Thursday, March 08, 2012

Mama, I Just Killed a Man (and other murder scenarios)

Oh, this should be a good writing/reading day. It's really dark and it just started raining.

I showed off a little to the preschoolers last night. There's a man in our church who collects musical instruments, and he brought his flutes to show them. We're working on the concept that smaller instruments make higher sounds, so we compared the sound of the flute to the sound of the piccolo, etc. Since flute is my instrument, when he was letting the kids try them, I picked up the "regular" flute and played the main theme from Star Wars (one of the few things I can still play by memory). I think at least a few of them recognized it, and I knew one would because his parents are geeky. The kids weren't allowed to touch the glass flutes, but he let me play one. Most of the kids couldn't get a sound out of any of the flutes because they never did grasp the concept of blowing across it instead of into it, but our special needs girl was the one who did it perfectly and even got a really nice tone out of it.
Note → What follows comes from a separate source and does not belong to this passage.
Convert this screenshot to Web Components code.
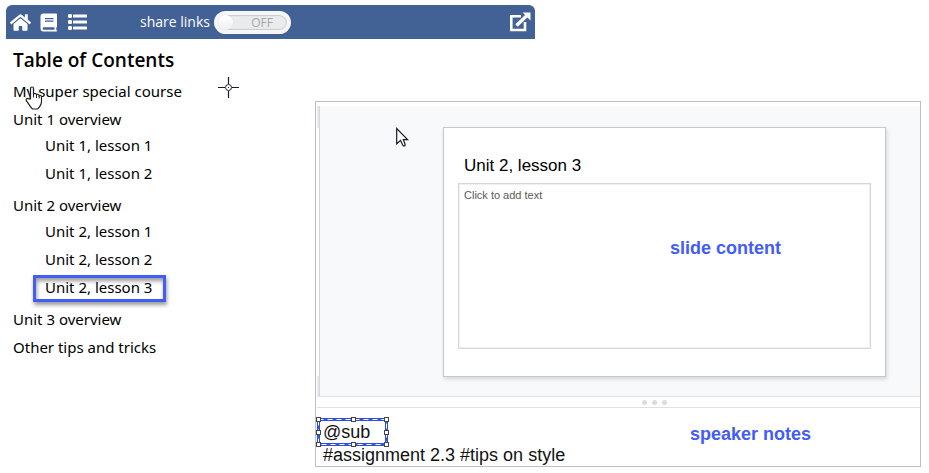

Then there was a very interesting dinner discussion in which a cop, an accountant (both men) and I were trying to figure out how you could do a "jukebox" musical based on the music of Queen. We figured "Bohemian Rhapsody" could give you the basis for a plot ("Mama, I just killed a man"), and the way you could actually use the epic song would be to break it into its components (because it's a lot of smaller songs put together) and use those at various parts of the story, sung by different characters, and then either for the act one finale or the big pre-finale number, bring them all together, kind of like "Tonight" near the end of West Side Story.

And now I really need to get Queen on CD because I have a sudden craving to hear "Bohemian Rhapsody."

Because my brain tends to fry if I do too much brainstorming all at once, I've been alternating with reading those books I got as background for writing a mystery. One is by a forensic pathologist who's brought in, kind of like a private investigator, to go over evidence before a trial, particularly when the defense isn't happy with the way the investigation is done. This guy warns them that he'll testify on what he finds, good or bad. He's not taking sides, just looking at the evidence. I'd thought that the general way of getting the amateur sleuth into the story in a mystery, which is often that the wrong person has been arrested but the police are so convinced that it's the right person that they don't even look further, was a literary device, but it turns out to be frighteningly common. This guy would show up, look at crime scene and autopsy photos and ask really obvious questions that no one seemed to consider because the original investigation took it at face value and didn't look beyond their initial assumptions. Sadly, in real life it doesn't work out the way it does in books. By the time they figure out the oops, it's usually too late to find evidence that could lead to what actually happened, so the real killer is never found. Most of the time, there's no malice involved in the sloppy investigation, just investigators who are busy and distracted and who are focused on too many other cases to question one that seems like a slam dunk. Apparently, it's relatively easy to stage something to look like suicide and have it accepted as a suicide as long as nothing looks too terribly out of whack and as long as the person behaved in such a way that suicide might be a possibility. The investigators are prone to accepting it on face value (though it would be dangerous for a killer to assume this because any investigation at all can reveal that it's not suicide). That was kind of eye-opening. So, it's not at all unlikely in the real world for the police to fixate on one thing and not look beyond it. The person wrongly arrested may not be convicted (though there have been way too many cases of that happening), but by the time the case goes to trial and it shows up how weak the case is, the trail has gone cold and finding the real killer will be more difficult. Thus, the reason for the amateur sleuth to step in during the investigation while the police are distracted.

I feel strangely relieved to find that the scenario isn't so contrived, and I've already figured out a plot reason for a relatively high murder rate in an unlikely place, so I may be able to pull this off.